Projenin iç mimarisini tasarlarken farklı modlara ve farklı zevklere hitap edecek, yapının her alanında farklı duyguları harekete geçirecek bir konsept kurguladıklarını belirten Kuzlu: "Tarihi ev kültüründen beslenerek mekan dahilinde avlular oluşturduk. İçerisinde yeşil ve su ögeleriyle odak noktaları yarattığımız bu avluları hem fonksiyonel hem de tasarım dili olarak birbirlerinden ayrıştırdık. Herkese açık olarak nitelendirilebilecek giriş alanında daha formal bir dili sahiplenirken, tüm sosyal donatıların yer aldığı sosyal avluda daha konforlu ve renkli bir dile yer verdik. Mekanın zemin ve tavanında yer alan malzemelerinde yapının cephesinden esinlenerek oluşturduğumuz desenlerle iç-dış ilişkisini yakalamaya çalıştık. Öte yandan koridor ve genel dolaşım alanlarında sade ancak güçlü bir çizgiyi korumayı hedefledik. Bu doğrultuda alışılmamış ince detaylara sahip, şık dolaşım alanları tasarlamayı başardık. Sosyal avlu ve teras gibi özel alanlarda hem rahat hem de yenilikçi tasarım çözümlerine yöneldik. Örneğin, sosyal avlunun her bir odası tek başına kiralanabildiği gibi, birleştirilerek daha büyük mekanlara ve işlevsel alanlara da dönüştürülebiliyor” dedi. I-AM olarak ana hedeflerinden birinin, yapının yeşile duyarlı duruşunu mekanın her alanında hissettirmek olduğuna vurgu yapan Kuzlu, terasta yer alan havuz, oturma, barbekü gibi sosyal alanları tasarlarken de yeşillikler içinde bir vaha etkisi yakalamak için gayret gösterdiklerini sözlerine ekledi.

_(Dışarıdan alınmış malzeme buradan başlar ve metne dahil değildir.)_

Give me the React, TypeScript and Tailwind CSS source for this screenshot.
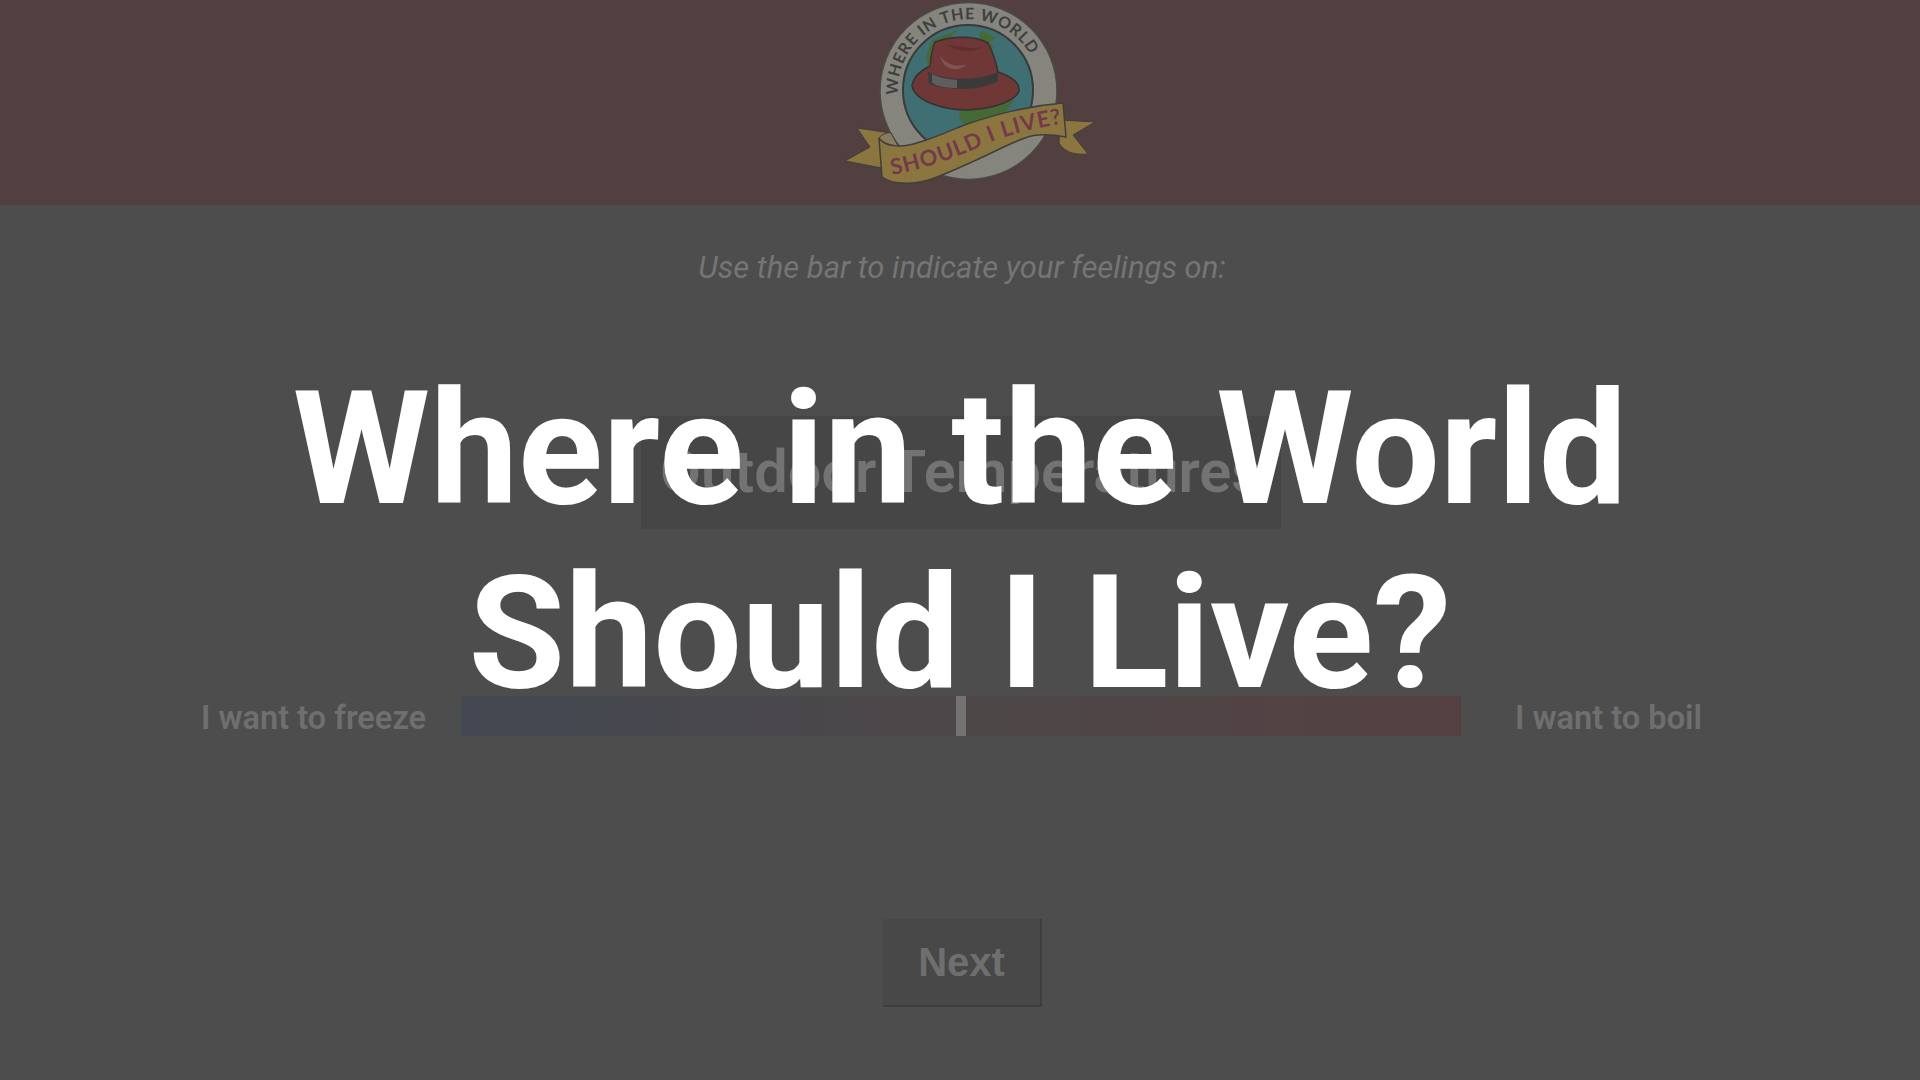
import { useState } from 'react'

function Logo() {
  return (
    <svg viewBox="0 0 280 210" className="h-[210px] w-[280px] shrink-0" aria-label="Where in the World Should I Live? logo">
      <defs>
        <path id="ringText" d="M 78 95 A 71 71 0 0 1 211 56" fill="none" />
        <path id="ribbonText" d="M 72 175 C 100 170, 130 160, 157 148 C 180 137, 205 130, 240 124" fill="none" />
        <clipPath id="globe">
          <circle cx="148" cy="90" r="65" />
        </clipPath>
      </defs>
      <circle cx="148.5" cy="91" r="88.5" fill="#85857d" stroke="#4a4a48" strokeWidth="1.5" />
      <circle cx="148" cy="90" r="65" fill="#3f6f72" stroke="#3a3a3a" strokeWidth="2" />
      <g clipPath="url(#globe)" fill="#466a36">
        <path d="M 106 56 L 112 40 L 138 30 L 132 36 L 120 42 L 116 62 L 108 66 Z" />
        <path d="M 158 34 L 163 31 L 176 38 L 170 42 L 174 48 L 166 50 Z" />
        <path d="M 139 112 L 195 100 L 185 112 L 170 122 L 148 126 L 140 120 Z" />
      </g>
      <text className="font-bold" fontFamily="Lato, sans-serif" fontSize="16" fill="#3f3f3f">
        <textPath href="#ringText" textLength="190" lengthAdjust="spacing">WHERE IN THE WORLD</textPath>
      </text>

      <path d="M 92 86 C 93 76, 102 70, 110 66 C 111 56, 113 46, 115 42 C 130 36, 155 35, 168 43 C 173 52, 176 62, 178 72 C 190 76, 200 82, 199 91 C 196 100, 175 109, 148 110 C 120 110, 95 100, 92 86 Z" fill="#6f3735" stroke="#333" strokeWidth="1.5" />
      <path d="M 120 56 C 126 64, 136 68, 147 64 C 140 72, 124 72, 120 56 Z" fill="#805453" />
      <path d="M 127 45 C 140 46, 150 50, 163 47 C 153 53, 138 52, 127 45 Z" fill="#5f2f2e" />
      <path d="M 108 72 C 125 80, 155 82, 178 72 L 178 81 C 160 92, 125 90, 109 84 Z" fill="#3a3a3a" />
      <path d="M 112 74 C 120 78, 128 79, 137 80 L 137 88 C 128 88, 118 87, 112 83 Z" fill="#5e5e5e" />

      <path d="M 37 128 L 71 133 L 62 168 L 25 161 L 50 147 Z" fill="#8c7640" stroke="#3f3f3f" strokeWidth="1" />
      <path d="M 240 120 L 275 122 L 253 135 L 268 154 C 255 155, 245 153, 239 143 Z" fill="#8c7640" stroke="#3f3f3f" strokeWidth="1" />
      <path d="M 59 138 C 62 134, 68 132, 71 133 L 78 146 L 62 158 Z" fill="#8a7a5e" stroke="#3f3f3f" strokeWidth="1" />
      <path d="M 59 138 C 64 146, 80 149, 100 142 C 120 136, 135 128, 150 123 C 175 115, 205 106, 243 103 L 246 137 C 230 134, 215 134, 205 138 C 195 141, 180 149, 167 155 C 150 163, 135 170, 117 177 C 105 182, 95 184, 83 183 C 75 183, 68 181, 62 177 Z" fill="#8c7640" stroke="#3f3f3f" strokeWidth="1.5" />
      <text className="font-bold" fontFamily="Lato, sans-serif" fontSize="22" fill="#74394a">
        <textPath href="#ribbonText" textLength="178" lengthAdjust="spacing">SHOULD I LIVE?</textPath>
      </text>
    </svg>
  )
}

export default function App() {
  const [value] = useState(50)

  return (
    <div className="relative flex h-[1080px] w-full flex-col overflow-hidden bg-[#4d4d4d] font-['Roboto',sans-serif]">
      <header className="flex h-[205px] shrink-0 justify-center bg-[#523f40]">
        <Logo />
      </header>

      <main className="flex flex-1 flex-col items-center">
        <p className="mt-[45px] ml-[4px] text-[31px] leading-[36px] text-[#757575] italic">
          Use the bar to indicate your feelings on:
        </p>

        <h2 className="mt-[130px] ml-[2px] flex h-[113px] w-[640px] items-center justify-center bg-[#464646] text-[59.5px] font-semibold whitespace-nowrap text-[#737373]">
          Outdoor Temperatures
        </h2>

        <div className="mt-[165px] flex w-full items-center justify-center">
          <span className="w-[226px] pt-[4px] text-[32.6px] leading-[40px] font-semibold whitespace-nowrap text-[#6f6f6f]">
            I want to freeze
          </span>
          <div className="relative ml-[34px] h-[40px] w-[1000px] bg-[linear-gradient(to_right,#434852,#4d4748_50%,#544042)]">
            <div
              className="absolute top-0 h-full w-[10px] -translate-x-1/2 bg-[#737373]"
              style={{ left: `${value}%` }}
            />
          </div>
          <span className="ml-[54px] w-[204px] pt-[4px] text-[32.6px] leading-[40px] font-semibold whitespace-nowrap text-[#6f6f6f]">
            I want to boil
          </span>
        </div>

        <button className="mt-[181px] ml-[5px] h-[88px] w-[159px] border-r-2 border-b-2 border-[#3e3e3e] bg-[#484848] font-['Liberation_Sans',sans-serif] text-[40px] font-bold text-[#6f6f6f]">
          Next
        </button>
      </main>

      <div className="absolute inset-0 flex items-center justify-center">
        <h1 className="mt-[2px] text-center text-[157px] leading-[184px] font-bold text-white">
          Where in the World
          <br />
          Should I Live?
        </h1>
      </div>
    </div>
  )
}
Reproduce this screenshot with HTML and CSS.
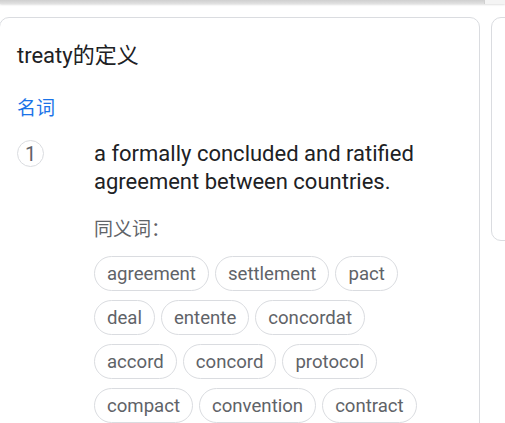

Feres Gayrimenkul Yönetim Kurulu Eş Başkanı ve aynı zamanda projenin mimarı Salih Çıkman ise, Greenox Urban Residence ile eski ve depreme dayanıklı olmayan binayı yıkarak yerine yenisini yapmak olarak basit bir şekilde tanımlanan kentsel dönüşümü, yeşil dönüşüm olarak yeniden yorumladıklarını söyledi. Çıkman, “Sürdürülebilirlik ilkelerinden taviz vermeden geliştirdiğimiz ‘dikey orman’ konsepti içinde konfor ile mimari estetiği harmanlayan, yaşayanların hayat kalitesini yükselten eşsiz bir projeye imza atmış olmanın mutluluğunu yaşıyoruz” dedi.
LEED Gold adayı
Giderek betonlaşan İstanbul’da, şehir merkezinde yaşayan insanın yeşile ve oksijene duyduğu ihtiyaçtan ilham alınarak projelendirilen Greenox Urban Residence, “Enerji ve Çevre Dostu Tasarımda Liderlik (LEED)” Gold adayı olmasıyla sürdürülebilirlik alanındaki iddiasını kanıtlıyor. Yan cephelerinde 53 ve 56 metre yüksekliğinde yeşil duvar uygulamaları bulunan bina, bu özelliğiyle Avrupa’nın en yüksek dikey bahçesine ev sahipliği yapıyor.